The body was rather short and the limbs very long, giving the animal a stilted appearance, while the feet were relatively short. The proportionate lengths of the different limb-segments was unusual; the upper arm was short, the fore-arm very long, the thigh long and the lower leg quite short. The humerus was very heavy; the ulna and radius, which were firmly coössified, formed a very long compound bone, which was broad transversely and thin antero-posteriorly. The long femur had only a small and inconspicuous third trochanter and the shaft was broad and thin, being flattened, or “compressed” antero-posteriorly. The tibia and fibula were united at both ends; the former was very heavy at the upper end, but diminished downward in width and thickness, and the fibula articulated with the calcaneum, as in the artiodactyls. The feet were tridactyl and had mesaxonic symmetry; that is to say, the median digit, or third of the original five, was symmetrical in itself and was bisected by the middle line of the foot, while the lateral toes (second and fourth), each of which was asymmetrical, formed a symmetrical pair. It is this perissodactyl character of the foot to which Darwin refers when he says that †Macrauchenia “belongs to the same division of the Pachydermata with the rhinoceros, tapir and palæotherium.” On the other hand, the very significant structure of the ankle-joint was radically different from that of the Perissodactyla; not only did the calcaneum have a special facet for articulation with the fibula, but the lower end of the astragalus was a convex “head,” resting only on the navicular, as in the †Toxodontia, †Condylarthra, Hyracoidea and other very primitive groups of hoofed animals and in clawed mammals generally. Such a combination of characters is not known in any of the perissodactyls and precludes the reference of the †Litopterna to that order, though such a reference is strongly maintained by several authorities. The ungual phalanges were small and appear to suggest the presence of pads on the feet.

The appearance of †Macrauchenia in life must have been sufficiently strange. The small head with its proboscis and the long neck and legs should probably be regarded as indicative of browsing habits, though the hypsodont teeth show that grazing was at least an occasional mode of feeding. The long limbs and short feet gave to the extremities an appearance unlike that of any existing hoofed animal. The form and size of the ears and the character of the hairy coat are, of course, conjectural.

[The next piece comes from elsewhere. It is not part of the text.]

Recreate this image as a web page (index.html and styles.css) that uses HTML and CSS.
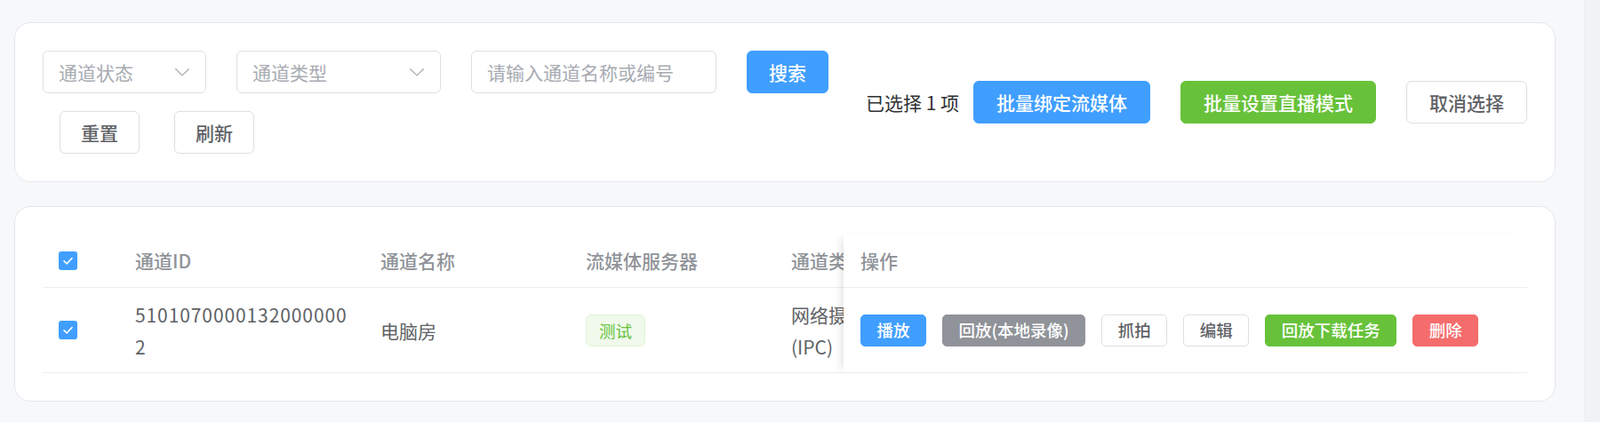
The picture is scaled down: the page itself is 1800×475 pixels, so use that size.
FILE: index.html
```html
<!DOCTYPE html>
<html lang="zh-CN">
<head>
<meta charset="utf-8">
<title>通道列表</title>
<link rel="stylesheet" href="styles.css">
</head>
<body>
<div class="page">
  <main class="content">
    <section class="card toolbar">
      <div class="filters">
        <div class="filter-row">
          <div class="select s1"><span>通道状态</span>
            <svg class="arrow" viewBox="0 0 1024 1024"><path d="M831.872 340.864 512 652.672 192.128 340.864a30.592 30.592 0 0 0-42.752 0 29.12 29.12 0 0 0 0 41.6L489.664 714.24a32 32 0 0 0 44.672 0l340.288-331.712a29.12 29.12 0 0 0 0-41.728 30.592 30.592 0 0 0-42.752 0z"/></svg>
          </div>
          <div class="select s2"><span>通道类型</span>
            <svg class="arrow" viewBox="0 0 1024 1024"><path d="M831.872 340.864 512 652.672 192.128 340.864a30.592 30.592 0 0 0-42.752 0 29.12 29.12 0 0 0 0 41.6L489.664 714.24a32 32 0 0 0 44.672 0l340.288-331.712a29.12 29.12 0 0 0 0-41.728 30.592 30.592 0 0 0-42.752 0z"/></svg>
          </div>
          <div class="input"><span>请输入通道名称或编号</span></div>
          <button class="btn btn-primary">搜索</button>
        </div>
        <div class="filter-row row2">
          <button class="btn btn-plain">重置</button>
          <button class="btn btn-plain">刷新</button>
        </div>
      </div>
      <div class="batch">
        <span class="selected-count">已选择 1 项</span>
        <button class="btn btn-primary">批量绑定流媒体</button>
        <button class="btn btn-success">批量设置直播模式</button>
        <button class="btn">取消选择</button>
      </div>
    </section>

    <section class="card table-card">
      <div class="table-wrap">
        <div class="scroll-area">
          <table class="grid">
            <colgroup>
              <col class="c-sel"><col class="c-id"><col class="c-name"><col class="c-media"><col class="c-type">
            </colgroup>
            <thead>
              <tr>
                <th><span class="checkbox"><svg viewBox="0 0 21 21"><polyline points="6,10.8 9.2,13.8 15,7.6"/></svg></span></th>
                <th>通道ID</th>
                <th>通道名称</th>
                <th>流媒体服务器</th>
                <th>通道类型</th>
              </tr>
            </thead>
            <tbody>
              <tr>
                <td><span class="checkbox"><svg viewBox="0 0 21 21"><polyline points="6,10.8 9.2,13.8 15,7.6"/></svg></span></td>
                <td class="id-cell">51010700001320000002</td>
                <td>电脑房</td>
                <td><span class="tag">测试</span></td>
                <td>网络摄像机(IPC)</td>
              </tr>
            </tbody>
          </table>
        </div>
        <div class="fixed-col">
          <div class="fixed-head">操作</div>
          <div class="fixed-cell">
            <button class="btn-sm sm-primary">播放</button>
            <button class="btn-sm sm-info">回放(本地录像)</button>
            <button class="btn-sm">抓拍</button>
            <button class="btn-sm">编辑</button>
            <button class="btn-sm sm-success">回放下载任务</button>
            <button class="btn-sm sm-danger">删除</button>
          </div>
        </div>
      </div>
    </section>
  </main>
  <div class="scrollbar"></div>
</div>
</body>
</html>
```

FILE: styles.css
```css
* { box-sizing: border-box; }

body {
  margin: 0;
  background: #f7f8fa;
  font-family: "Noto Sans CJK SC", "Noto Sans", sans-serif;
}

.page {
  display: flex;
  height: 475px;
  overflow: hidden;
}

.content {
  flex: 1;
  min-width: 0;
  padding: 25px 32px 0 16px;
  display: flex;
  flex-direction: column;
  gap: 27px;
}

.scrollbar {
  width: 18px;
  background: #f1f2f4;
  border-left: 1px solid #eceef1;
}

.card {
  background: #fff;
  border: 1px solid #e4e7ed;
  border-radius: 18px;
  padding: 31px;
}

/* toolbar */
.toolbar {
  display: flex;
  justify-content: space-between;
  align-items: center;
}

.filters {
  display: flex;
  flex-direction: column;
  gap: 20px;
}

.filter-row {
  display: flex;
  align-items: center;
  gap: 34px;
}

.row2 {
  padding-left: 19px;
  gap: 39px;
}

.select, .input {
  height: 48px;
  border: 1px solid #dcdfe6;
  border-radius: 6px;
  display: flex;
  align-items: center;
  padding: 0 15px 0 17px;
  font-size: 21px;
  line-height: 1;
  color: #a8abb2;
}

.select { justify-content: space-between; }
.s1 { width: 184px; }
.s2 { width: 230px; }
.input { width: 276px; }

.arrow {
  width: 22px;
  height: 22px;
  fill: #a8abb2;
}

.btn {
  height: 48px;
  padding: 0 25px;
  border-radius: 6px;
  border: 1px solid #dcdfe6;
  background: #fff;
  color: #606266;
  font-family: inherit;
  font-size: 21px;
  font-weight: 500;
  line-height: 1;
  display: inline-flex;
  align-items: center;
  justify-content: center;
}

.filter-row .btn { padding: 0 24px; }
.row2 .btn { padding: 0 23px; }

.btn-primary { background: #409eff; border-color: #409eff; color: #fff; }
.btn-success { background: #67c23a; border-color: #67c23a; color: #fff; }

.batch {
  display: flex;
  align-items: center;
}

.selected-count {
  font-size: 21px;
  color: #303133;
  margin-right: 16px;
}

.batch .btn + .btn { margin-left: 34px; }

/* table */
.table-card { padding-top: 30px; }

.table-wrap {
  display: flex;
}

.scroll-area {
  flex: 1;
  min-width: 0;
  overflow: hidden;
}

.grid {
  width: 984px;
  table-layout: fixed;
  border-collapse: separate;
  border-spacing: 0;
  font-size: 21px;
}

.c-sel { width: 86px; }
.c-id { width: 276px; }
.c-name { width: 231px; }
.c-media { width: 231px; }
.c-type { width: 160px; }

.grid th {
  height: 61px;
  padding: 0 18px;
  text-align: left;
  font-weight: 500;
  color: #909399;
  border-bottom: 1px solid #ebeef5;
  white-space: nowrap;
  overflow: hidden;
  vertical-align: middle;
}

.grid td {
  height: 96px;
  padding: 0 18px;
  color: #606266;
  line-height: 36px;
  border-bottom: 1px solid #ebeef5;
  vertical-align: middle;
}

.id-cell {
  word-break: break-all;
  letter-spacing: 0.9px;
}

.checkbox {
  display: block;
  width: 21px;
  height: 21px;
  border-radius: 3px;
  background: #409eff;
}

.checkbox svg {
  display: block;
  width: 21px;
  height: 21px;
  fill: none;
  stroke: #fff;
  stroke-width: 1.6;
  stroke-linecap: round;
  stroke-linejoin: round;
}

.tag {
  display: inline-flex;
  align-items: center;
  height: 36px;
  padding: 0 14px;
  border: 1px solid #e1f3d8;
  background: #f0f9eb;
  color: #67c23a;
  border-radius: 6px;
  font-size: 18.5px;
  line-height: 1;
}

.fixed-col {
  width: 769px;
  background: #fff;
  position: relative;
  z-index: 1;
  box-shadow: -7px 0 9px -5px rgba(0, 0, 0, 0.12);
}

.fixed-head {
  height: 61px;
  display: flex;
  align-items: center;
  padding-left: 19px;
  font-size: 21px;
  font-weight: 500;
  color: #909399;
  border-bottom: 1px solid #ebeef5;
}

.fixed-cell {
  height: 96px;
  display: flex;
  align-items: center;
  gap: 18px;
  padding-left: 19px;
  border-bottom: 1px solid #ebeef5;
}

.btn-sm {
  height: 36px;
  padding: 0 17.5px;
  border-radius: 5px;
  border: 1px solid #dcdfe6;
  background: #fff;
  color: #606266;
  font-family: inherit;
  font-size: 18.5px;
  font-weight: 500;
  line-height: 1;
  display: inline-flex;
  align-items: center;
}

.sm-primary { background: #409eff; border-color: #409eff; color: #fff; }
.sm-info { background: #909399; border-color: #909399; color: #fff; }
.sm-success { background: #67c23a; border-color: #67c23a; color: #fff; }
.sm-danger { background: #f56c6c; border-color: #f56c6c; color: #fff; }
```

In the later Pliocene the family was represented by forms which differed so little from the Pampean †Macrauchenia as to call for no particular notice, but in the presumably lower Pliocene of the Paraná stage, occurred several genera, all unfortunately but imperfectly known, which are of interest as being less specialized than †Macrauchenia and as showing the way in which some of the peculiarities of the latter were acquired. In †Scalibrinitherium, which may be taken as an example of these genera, the teeth were brachyodont; the upper molars were rather less complex than those of †Macrauchenia, while the lower molars had the pillar in the concavity of the posterior crescent, which the Pampean genus retained only in the milk-teeth. As we have repeatedly found, the milk-dentition is often conservative and retains primitive or archaic features which have been lost in the permanent teeth, and †Macrauchenia is another illustration of the same principle. In the skull of †Scalibrinitherium the nasal bones, though very short, had not suffered such extreme abbreviation as in the succeeding genus, the nasal opening was farther forward and the maxillaries united in the superior median line for only a short distance, while the premaxillaries were fused together for their whole length. The orbit had not been shifted entirely behind the teeth, but was above the third upper molar.